GIVEN DATA:

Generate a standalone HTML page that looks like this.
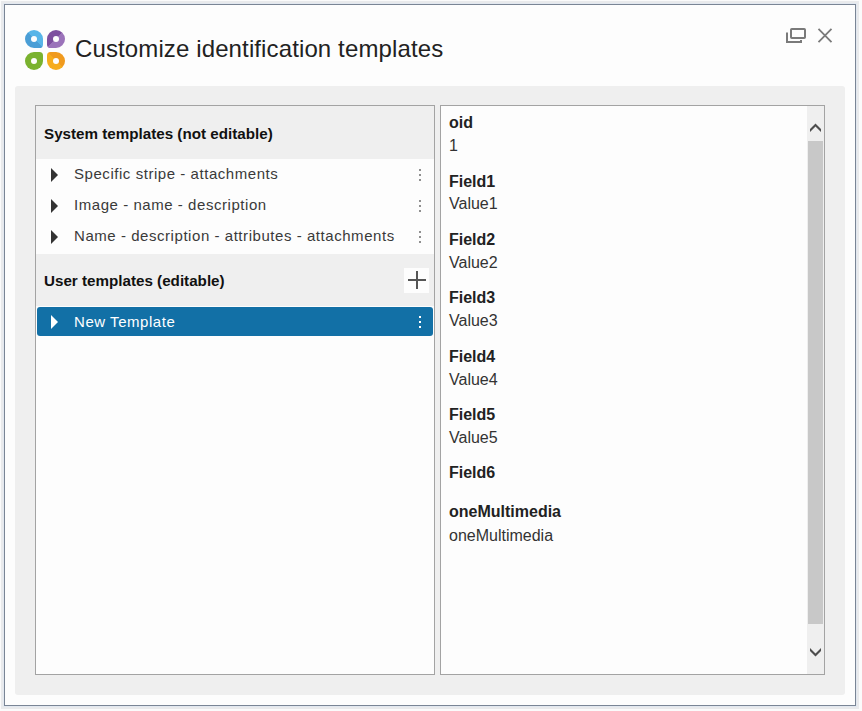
<!DOCTYPE html>
<html><head><meta charset="utf-8">
<style>
html,body{margin:0;padding:0;}
body{width:862px;height:711px;background:#fbfbfb;position:relative;overflow:hidden;font-family:"Liberation Sans",sans-serif;}
.abs{position:absolute;}
#dlg{position:absolute;left:4px;top:4px;width:852px;height:702px;box-sizing:border-box;border:1px solid #7a8595;background:#fdfdfd;box-shadow:0 0 0 1px #e2e8f0,0 0 0 3px #e9eaec;}
.petal{position:absolute;width:18px;height:18px;}
.hole{position:absolute;width:6.4px;height:6.4px;border-radius:50%;background:#fdfdfd;left:5.8px;top:5.8px;}
#title{position:absolute;left:75px;top:35px;font-size:24px;letter-spacing:0.12px;line-height:28px;color:#222;white-space:nowrap;}
#gray{position:absolute;left:15px;top:86px;width:830px;height:609px;background:#efefef;border-radius:3px;}
.panel{position:absolute;top:105px;height:570px;box-sizing:border-box;border:1px solid #a3a3a3;background:#fdfdfd;overflow:hidden;}
#lp{left:35px;width:400px;}
#rp{left:440px;width:385px;}
.hdr{position:absolute;left:0;width:398px;background:#efefef;}
.hdr span{position:absolute;left:8px;font-weight:bold;font-size:15.2px;color:#111;white-space:nowrap;}
.row{position:absolute;left:0;width:398px;height:31px;}
.row .tri{position:absolute;left:15px;top:9px;width:0;height:0;border-top:7px solid transparent;border-bottom:7px solid transparent;border-left:7px solid #333;}
.row .txt{position:absolute;left:38px;font-size:15px;letter-spacing:0.55px;color:#3a3a3a;white-space:nowrap;}
.row .dots{position:absolute;left:383px;top:10px;width:2px;height:12px;}
.row .dots i{position:absolute;left:0;width:2px;height:2px;background:#909090;}
.fld{position:absolute;left:8px;font-size:16px;color:#333;white-space:nowrap;line-height:18px;}
.fld.b{font-weight:bold;color:#222;}
</style></head><body>
<div id="dlg"></div>
<!-- logo -->
<div class="petal" style="left:25px;top:30px;border-radius:50% 50% 20% 50%;background:linear-gradient(45deg,#4a9ed6 50%,#58b5e8 50%);"><div class="hole"></div></div>
<div class="petal" style="left:47px;top:30px;border-radius:50% 50% 50% 20%;background:linear-gradient(-45deg,#9b73ba 50%,#7d4f9f 50%);"><div class="hole"></div></div>
<div class="petal" style="left:25px;top:52px;border-radius:50% 20% 50% 50%;background:#7ab22f;"><div class="hole"></div></div>
<div class="petal" style="left:47px;top:52px;border-radius:20% 50% 50% 50%;background:linear-gradient(45deg,#f6ac1c 50%,#f09a1e 50%);"><div class="hole"></div></div>
<div id="title">Customize identification templates</div>
<!-- restore / close -->
<svg class="abs" style="left:780px;top:20px" width="60" height="30" viewBox="0 0 60 30">
<rect x="11" y="9" width="14" height="9" rx="0.8" fill="none" stroke="#7a7a7a" stroke-width="2"/>
<path d="M7 12.5 V22 H21 V20" fill="none" stroke="#7a7a7a" stroke-width="2"/>
<path d="M38.5 8.8 L51.5 22.2 M51.5 8.8 L38.5 22.2" stroke="#7a7a7a" stroke-width="1.8"/>
</svg>
<div id="gray"></div>
<div id="lp" class="panel">
  <div class="hdr" style="top:0;height:53px;"><span style="top:19px;">System templates (not editable)</span></div>
  <div class="row" style="top:53px;"><div class="tri"></div><div class="txt" style="top:6px">Specific stripe - attachments</div><div class="dots"><i style="top:0"></i><i style="top:5px"></i><i style="top:10px"></i></div></div>
  <div class="row" style="top:84px;"><div class="tri"></div><div class="txt" style="top:6px">Image - name - description</div><div class="dots"><i style="top:0"></i><i style="top:5px"></i><i style="top:10px"></i></div></div>
  <div class="row" style="top:115px;"><div class="tri"></div><div class="txt" style="top:6px">Name - description - attributes - attachments</div><div class="dots"><i style="top:0"></i><i style="top:5px"></i><i style="top:10px"></i></div></div>
  <div class="hdr" style="top:148px;height:52px;"><span style="top:18px;">User templates (editable)</span>
    <div class="abs" style="left:368px;top:14px;width:25px;height:25px;background:#fdfdfd;">
      <div class="abs" style="left:4px;top:11px;width:18px;height:2px;background:#555;"></div>
      <div class="abs" style="left:12px;top:3px;width:2px;height:18px;background:#555;"></div>
    </div>
  </div>
  <div class="row" style="top:201px;left:1px;width:396px;height:29px;background:#1270a6;border-radius:3px;">
    <div class="tri" style="left:14px;top:8px;border-left-color:#fff;"></div><div class="txt" style="top:6px;left:37px;color:#fff">New Template</div>
    <div class="dots" style="left:382px;top:9px"><i style="top:0;background:#fff"></i><i style="top:5px;background:#fff"></i><i style="top:10px;background:#fff"></i></div>
  </div>
</div>
<div id="rp" class="panel">
  <div class="fld b" style="top:8px">oid</div>
  <div class="fld" style="top:31px">1</div>
  <div class="fld b" style="top:67px">Field1</div>
  <div class="fld" style="top:89px">Value1</div>
  <div class="fld b" style="top:125px">Field2</div>
  <div class="fld" style="top:148px">Value2</div>
  <div class="fld b" style="top:183px">Field3</div>
  <div class="fld" style="top:206px">Value3</div>
  <div class="fld b" style="top:242px">Field4</div>
  <div class="fld" style="top:265px">Value4</div>
  <div class="fld b" style="top:300px">Field5</div>
  <div class="fld" style="top:323px">Value5</div>
  <div class="fld b" style="top:358px">Field6</div>
  <div class="fld b" style="top:397px">oneMultimedia</div>
  <div class="fld" style="top:421px">oneMultimedia</div>
  <!-- scrollbar -->
  <div class="abs" style="left:366px;top:0;width:17px;height:568px;background:#efefef;">
    <svg class="abs" style="left:0;top:0" width="17" height="568">
      <path d="M3 23 L8.5 17.5 L14 23 L14 26 L8.5 20.5 L3 26 Z" fill="#4d4d4d"/>
      <rect x="1" y="35" width="15" height="483" fill="#c8c8c8"/>
      <path d="M3 542 L8.5 547.5 L14 542 L14 545 L8.5 550.5 L3 545 Z" fill="#4d4d4d"/>
    </svg>
  </div>
</div>
</body></html>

REQUIREMENT:
Please write out all the data again word for word, but not the pictures.

OUTPUT FOR THIS EXERCISE:
Generate a standalone HTML page that looks like this.
<!DOCTYPE html>
<html><head><meta charset="utf-8">
<style>
html,body{margin:0;padding:0;}
body{width:862px;height:711px;background:#fbfbfb;position:relative;overflow:hidden;font-family:"Liberation Sans",sans-serif;}
.abs{position:absolute;}
#dlg{position:absolute;left:4px;top:4px;width:852px;height:702px;box-sizing:border-box;border:1px solid #7a8595;background:#fdfdfd;box-shadow:0 0 0 1px #e2e8f0,0 0 0 3px #e9eaec;}
.petal{position:absolute;width:18px;height:18px;}
.hole{position:absolute;width:6.4px;height:6.4px;border-radius:50%;background:#fdfdfd;left:5.8px;top:5.8px;}
#title{position:absolute;left:75px;top:35px;font-size:24px;letter-spacing:0.12px;line-height:28px;color:#222;white-space:nowrap;}
#gray{position:absolute;left:15px;top:86px;width:830px;height:609px;background:#efefef;border-radius:3px;}
.panel{position:absolute;top:105px;height:570px;box-sizing:border-box;border:1px solid #a3a3a3;background:#fdfdfd;overflow:hidden;}
#lp{left:35px;width:400px;}
#rp{left:440px;width:385px;}
.hdr{position:absolute;left:0;width:398px;background:#efefef;}
.hdr span{position:absolute;left:8px;font-weight:bold;font-size:15.2px;color:#111;white-space:nowrap;}
.row{position:absolute;left:0;width:398px;height:31px;}
.row .tri{position:absolute;left:15px;top:9px;width:0;height:0;border-top:7px solid transparent;border-bottom:7px solid transparent;border-left:7px solid #333;}
.row .txt{position:absolute;left:38px;font-size:15px;letter-spacing:0.55px;color:#3a3a3a;white-space:nowrap;}
.row .dots{position:absolute;left:383px;top:10px;width:2px;height:12px;}
.row .dots i{position:absolute;left:0;width:2px;height:2px;background:#909090;}
.fld{position:absolute;left:8px;font-size:16px;color:#333;white-space:nowrap;line-height:18px;}
.fld.b{font-weight:bold;color:#222;}
</style></head><body>
<div id="dlg"></div>
<!-- logo -->
<div class="petal" style="left:25px;top:30px;border-radius:50% 50% 20% 50%;background:linear-gradient(45deg,#4a9ed6 50%,#58b5e8 50%);"><div class="hole"></div></div>
<div class="petal" style="left:47px;top:30px;border-radius:50% 50% 50% 20%;background:linear-gradient(-45deg,#9b73ba 50%,#7d4f9f 50%);"><div class="hole"></div></div>
<div class="petal" style="left:25px;top:52px;border-radius:50% 20% 50% 50%;background:#7ab22f;"><div class="hole"></div></div>
<div class="petal" style="left:47px;top:52px;border-radius:20% 50% 50% 50%;background:linear-gradient(45deg,#f6ac1c 50%,#f09a1e 50%);"><div class="hole"></div></div>
<div id="title">Customize identification templates</div>
<!-- restore / close -->
<svg class="abs" style="left:780px;top:20px" width="60" height="30" viewBox="0 0 60 30">
<rect x="11" y="9" width="14" height="9" rx="0.8" fill="none" stroke="#7a7a7a" stroke-width="2"/>
<path d="M7 12.5 V22 H21 V20" fill="none" stroke="#7a7a7a" stroke-width="2"/>
<path d="M38.5 8.8 L51.5 22.2 M51.5 8.8 L38.5 22.2" stroke="#7a7a7a" stroke-width="1.8"/>
</svg>
<div id="gray"></div>
<div id="lp" class="panel">
  <div class="hdr" style="top:0;height:53px;"><span style="top:19px;">System templates (not editable)</span></div>
  <div class="row" style="top:53px;"><div class="tri"></div><div class="txt" style="top:6px">Specific stripe - attachments</div><div class="dots"><i style="top:0"></i><i style="top:5px"></i><i style="top:10px"></i></div></div>
  <div class="row" style="top:84px;"><div class="tri"></div><div class="txt" style="top:6px">Image - name - description</div><div class="dots"><i style="top:0"></i><i style="top:5px"></i><i style="top:10px"></i></div></div>
  <div class="row" style="top:115px;"><div class="tri"></div><div class="txt" style="top:6px">Name - description - attributes - attachments</div><div class="dots"><i style="top:0"></i><i style="top:5px"></i><i style="top:10px"></i></div></div>
  <div class="hdr" style="top:148px;height:52px;"><span style="top:18px;">User templates (editable)</span>
    <div class="abs" style="left:368px;top:14px;width:25px;height:25px;background:#fdfdfd;">
      <div class="abs" style="left:4px;top:11px;width:18px;height:2px;background:#555;"></div>
      <div class="abs" style="left:12px;top:3px;width:2px;height:18px;background:#555;"></div>
    </div>
  </div>
  <div class="row" style="top:201px;left:1px;width:396px;height:29px;background:#1270a6;border-radius:3px;">
    <div class="tri" style="left:14px;top:8px;border-left-color:#fff;"></div><div class="txt" style="top:6px;left:37px;color:#fff">New Template</div>
    <div class="dots" style="left:382px;top:9px"><i style="top:0;background:#fff"></i><i style="top:5px;background:#fff"></i><i style="top:10px;background:#fff"></i></div>
  </div>
</div>
<div id="rp" class="panel">
  <div class="fld b" style="top:8px">oid</div>
  <div class="fld" style="top:31px">1</div>
  <div class="fld b" style="top:67px">Field1</div>
  <div class="fld" style="top:89px">Value1</div>
  <div class="fld b" style="top:125px">Field2</div>
  <div class="fld" style="top:148px">Value2</div>
  <div class="fld b" style="top:183px">Field3</div>
  <div class="fld" style="top:206px">Value3</div>
  <div class="fld b" style="top:242px">Field4</div>
  <div class="fld" style="top:265px">Value4</div>
  <div class="fld b" style="top:300px">Field5</div>
  <div class="fld" style="top:323px">Value5</div>
  <div class="fld b" style="top:358px">Field6</div>
  <div class="fld b" style="top:397px">oneMultimedia</div>
  <div class="fld" style="top:421px">oneMultimedia</div>
  <!-- scrollbar -->
  <div class="abs" style="left:366px;top:0;width:17px;height:568px;background:#efefef;">
    <svg class="abs" style="left:0;top:0" width="17" height="568">
      <path d="M3 23 L8.5 17.5 L14 23 L14 26 L8.5 20.5 L3 26 Z" fill="#4d4d4d"/>
      <rect x="1" y="35" width="15" height="483" fill="#c8c8c8"/>
      <path d="M3 542 L8.5 547.5 L14 542 L14 545 L8.5 550.5 L3 545 Z" fill="#4d4d4d"/>
    </svg>
  </div>
</div>
</body></html>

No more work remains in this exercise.